**What the task requires**
Tally the lines that hold the word "TypeScript" and reply with that figure only.

**Given data**
* * *

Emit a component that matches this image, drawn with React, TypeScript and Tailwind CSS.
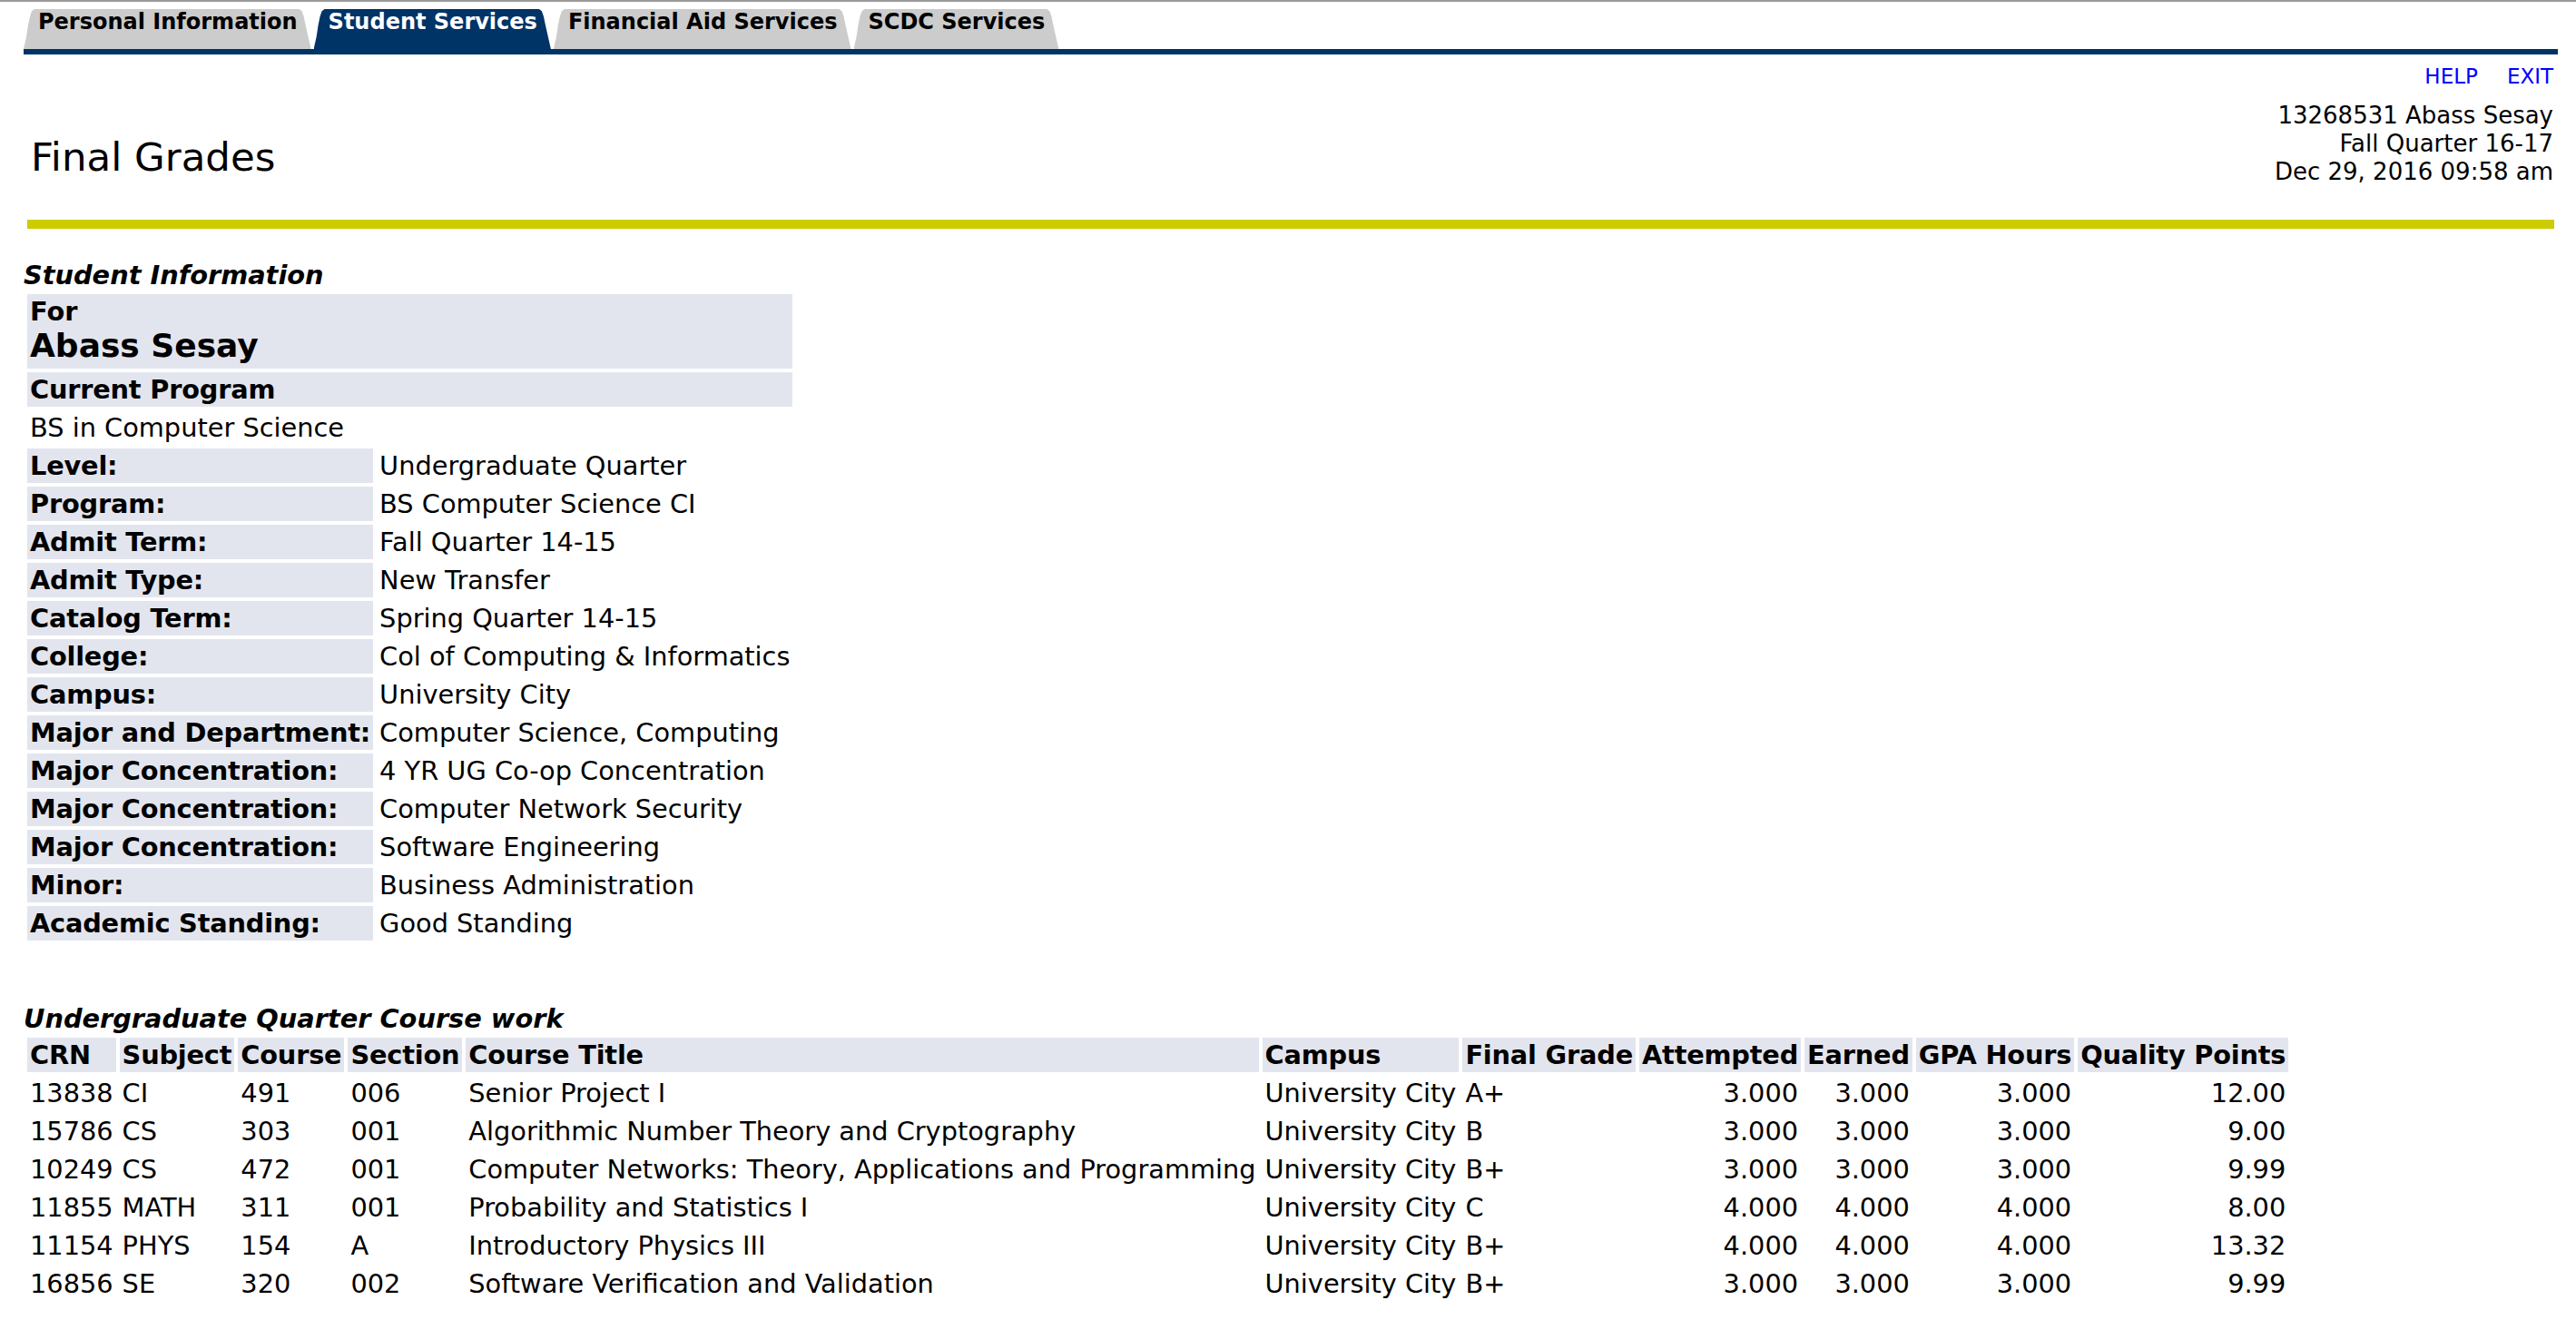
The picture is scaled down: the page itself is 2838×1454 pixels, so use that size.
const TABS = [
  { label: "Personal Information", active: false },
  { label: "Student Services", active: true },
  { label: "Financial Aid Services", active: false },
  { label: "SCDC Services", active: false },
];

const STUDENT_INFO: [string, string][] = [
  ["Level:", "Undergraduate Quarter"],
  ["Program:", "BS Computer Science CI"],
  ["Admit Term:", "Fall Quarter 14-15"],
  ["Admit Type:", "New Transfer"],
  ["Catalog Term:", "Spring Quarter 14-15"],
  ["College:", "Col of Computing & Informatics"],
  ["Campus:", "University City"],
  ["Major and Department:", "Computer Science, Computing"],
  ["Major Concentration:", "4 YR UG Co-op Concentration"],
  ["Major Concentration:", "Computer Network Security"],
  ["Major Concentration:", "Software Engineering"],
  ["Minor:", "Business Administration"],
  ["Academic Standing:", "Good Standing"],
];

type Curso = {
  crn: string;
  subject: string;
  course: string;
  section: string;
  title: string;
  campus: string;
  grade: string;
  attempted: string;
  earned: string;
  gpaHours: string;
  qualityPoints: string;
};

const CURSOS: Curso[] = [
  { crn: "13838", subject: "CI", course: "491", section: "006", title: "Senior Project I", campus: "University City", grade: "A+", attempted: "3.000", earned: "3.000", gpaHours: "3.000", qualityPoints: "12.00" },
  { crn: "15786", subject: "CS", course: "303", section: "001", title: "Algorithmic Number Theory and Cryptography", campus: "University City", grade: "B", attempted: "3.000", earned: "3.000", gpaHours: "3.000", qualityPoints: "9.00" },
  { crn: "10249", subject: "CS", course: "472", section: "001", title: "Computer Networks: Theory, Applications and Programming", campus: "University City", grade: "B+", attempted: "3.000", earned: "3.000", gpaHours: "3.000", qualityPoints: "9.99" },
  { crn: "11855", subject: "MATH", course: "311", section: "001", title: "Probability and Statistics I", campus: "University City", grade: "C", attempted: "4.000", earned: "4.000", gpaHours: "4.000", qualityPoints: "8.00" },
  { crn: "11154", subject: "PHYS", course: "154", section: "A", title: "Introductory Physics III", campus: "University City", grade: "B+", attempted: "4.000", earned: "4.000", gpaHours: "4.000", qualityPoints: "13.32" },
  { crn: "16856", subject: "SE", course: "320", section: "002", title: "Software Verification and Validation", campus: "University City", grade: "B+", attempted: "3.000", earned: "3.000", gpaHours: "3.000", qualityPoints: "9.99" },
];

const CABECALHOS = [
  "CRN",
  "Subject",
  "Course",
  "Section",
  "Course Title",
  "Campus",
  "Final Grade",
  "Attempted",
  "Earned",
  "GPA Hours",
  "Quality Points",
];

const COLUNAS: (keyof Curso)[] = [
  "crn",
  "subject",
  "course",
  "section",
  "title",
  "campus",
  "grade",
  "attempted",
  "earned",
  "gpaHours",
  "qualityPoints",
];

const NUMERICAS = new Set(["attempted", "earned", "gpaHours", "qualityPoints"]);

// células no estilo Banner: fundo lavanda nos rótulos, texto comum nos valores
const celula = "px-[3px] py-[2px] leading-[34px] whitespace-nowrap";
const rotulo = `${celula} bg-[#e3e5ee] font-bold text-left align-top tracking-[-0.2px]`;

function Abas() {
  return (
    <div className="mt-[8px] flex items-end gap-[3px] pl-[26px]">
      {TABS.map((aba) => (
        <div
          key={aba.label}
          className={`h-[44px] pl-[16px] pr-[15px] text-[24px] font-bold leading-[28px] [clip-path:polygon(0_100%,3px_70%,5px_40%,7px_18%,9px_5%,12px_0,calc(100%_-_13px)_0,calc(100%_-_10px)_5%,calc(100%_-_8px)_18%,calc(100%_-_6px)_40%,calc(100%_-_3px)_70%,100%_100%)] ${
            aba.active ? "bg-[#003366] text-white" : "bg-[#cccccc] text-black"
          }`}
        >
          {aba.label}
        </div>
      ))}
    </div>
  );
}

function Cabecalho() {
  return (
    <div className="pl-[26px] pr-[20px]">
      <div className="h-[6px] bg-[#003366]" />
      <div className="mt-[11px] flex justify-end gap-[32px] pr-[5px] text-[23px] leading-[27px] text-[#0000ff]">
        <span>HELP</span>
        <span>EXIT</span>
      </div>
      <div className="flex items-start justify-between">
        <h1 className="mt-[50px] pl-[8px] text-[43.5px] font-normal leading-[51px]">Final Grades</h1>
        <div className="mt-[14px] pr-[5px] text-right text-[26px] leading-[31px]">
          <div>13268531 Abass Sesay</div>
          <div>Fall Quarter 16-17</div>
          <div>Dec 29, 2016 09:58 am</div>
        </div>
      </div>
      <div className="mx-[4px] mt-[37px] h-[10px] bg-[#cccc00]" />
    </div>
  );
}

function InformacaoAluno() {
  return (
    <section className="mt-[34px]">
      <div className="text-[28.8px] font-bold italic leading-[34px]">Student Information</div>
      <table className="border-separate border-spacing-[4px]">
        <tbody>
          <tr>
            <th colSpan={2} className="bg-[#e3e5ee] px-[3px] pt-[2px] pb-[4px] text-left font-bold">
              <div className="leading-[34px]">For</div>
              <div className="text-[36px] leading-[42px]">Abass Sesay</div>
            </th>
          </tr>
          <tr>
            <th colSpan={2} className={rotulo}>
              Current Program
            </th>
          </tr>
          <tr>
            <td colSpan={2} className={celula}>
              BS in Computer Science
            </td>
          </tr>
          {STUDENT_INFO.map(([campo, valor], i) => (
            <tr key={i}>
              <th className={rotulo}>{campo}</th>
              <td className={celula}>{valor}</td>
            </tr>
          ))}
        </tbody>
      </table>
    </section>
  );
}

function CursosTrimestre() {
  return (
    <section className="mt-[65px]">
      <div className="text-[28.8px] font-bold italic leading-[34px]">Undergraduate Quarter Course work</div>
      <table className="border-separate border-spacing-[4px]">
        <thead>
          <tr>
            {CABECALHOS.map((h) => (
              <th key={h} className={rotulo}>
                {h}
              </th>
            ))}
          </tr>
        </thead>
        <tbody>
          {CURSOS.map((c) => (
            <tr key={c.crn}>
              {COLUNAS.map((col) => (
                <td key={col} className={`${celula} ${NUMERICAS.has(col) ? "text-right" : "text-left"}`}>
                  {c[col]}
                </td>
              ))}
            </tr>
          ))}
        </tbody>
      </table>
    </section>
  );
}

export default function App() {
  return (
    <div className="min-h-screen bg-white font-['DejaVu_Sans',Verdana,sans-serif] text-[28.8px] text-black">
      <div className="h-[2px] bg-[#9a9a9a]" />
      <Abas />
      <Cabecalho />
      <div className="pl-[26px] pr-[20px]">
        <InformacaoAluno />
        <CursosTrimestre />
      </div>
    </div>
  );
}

* * *

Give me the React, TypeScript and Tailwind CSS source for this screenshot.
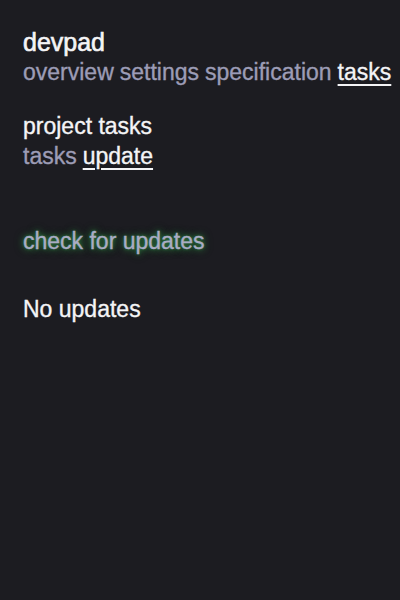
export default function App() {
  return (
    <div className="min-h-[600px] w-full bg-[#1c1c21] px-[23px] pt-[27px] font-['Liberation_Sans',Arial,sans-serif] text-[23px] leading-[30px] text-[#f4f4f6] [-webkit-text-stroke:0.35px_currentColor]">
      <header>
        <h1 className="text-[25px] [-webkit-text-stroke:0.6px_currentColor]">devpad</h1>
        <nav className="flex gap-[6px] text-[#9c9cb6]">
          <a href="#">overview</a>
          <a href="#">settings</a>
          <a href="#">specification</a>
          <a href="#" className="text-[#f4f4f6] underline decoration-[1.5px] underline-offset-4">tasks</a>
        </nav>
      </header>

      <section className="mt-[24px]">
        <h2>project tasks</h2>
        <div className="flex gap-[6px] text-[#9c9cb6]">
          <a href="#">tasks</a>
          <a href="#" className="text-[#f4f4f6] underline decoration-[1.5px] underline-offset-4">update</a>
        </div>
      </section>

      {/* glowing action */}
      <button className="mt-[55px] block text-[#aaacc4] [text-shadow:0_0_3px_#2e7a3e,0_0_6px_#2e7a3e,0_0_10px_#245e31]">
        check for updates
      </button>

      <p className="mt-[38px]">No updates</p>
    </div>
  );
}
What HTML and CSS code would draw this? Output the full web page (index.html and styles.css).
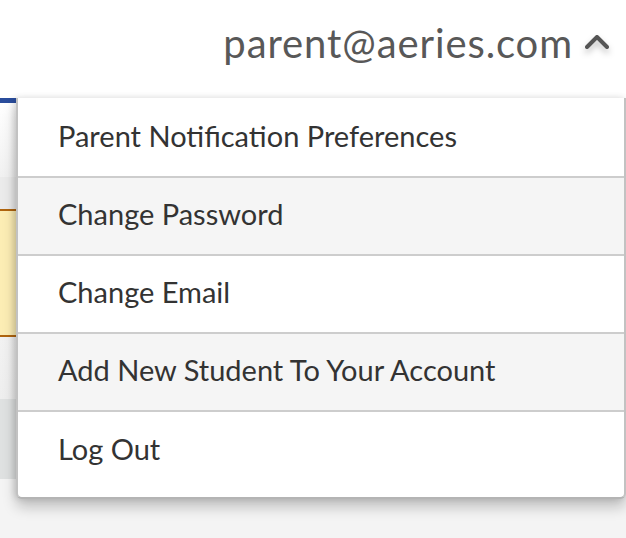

* * *

**Written answer**
2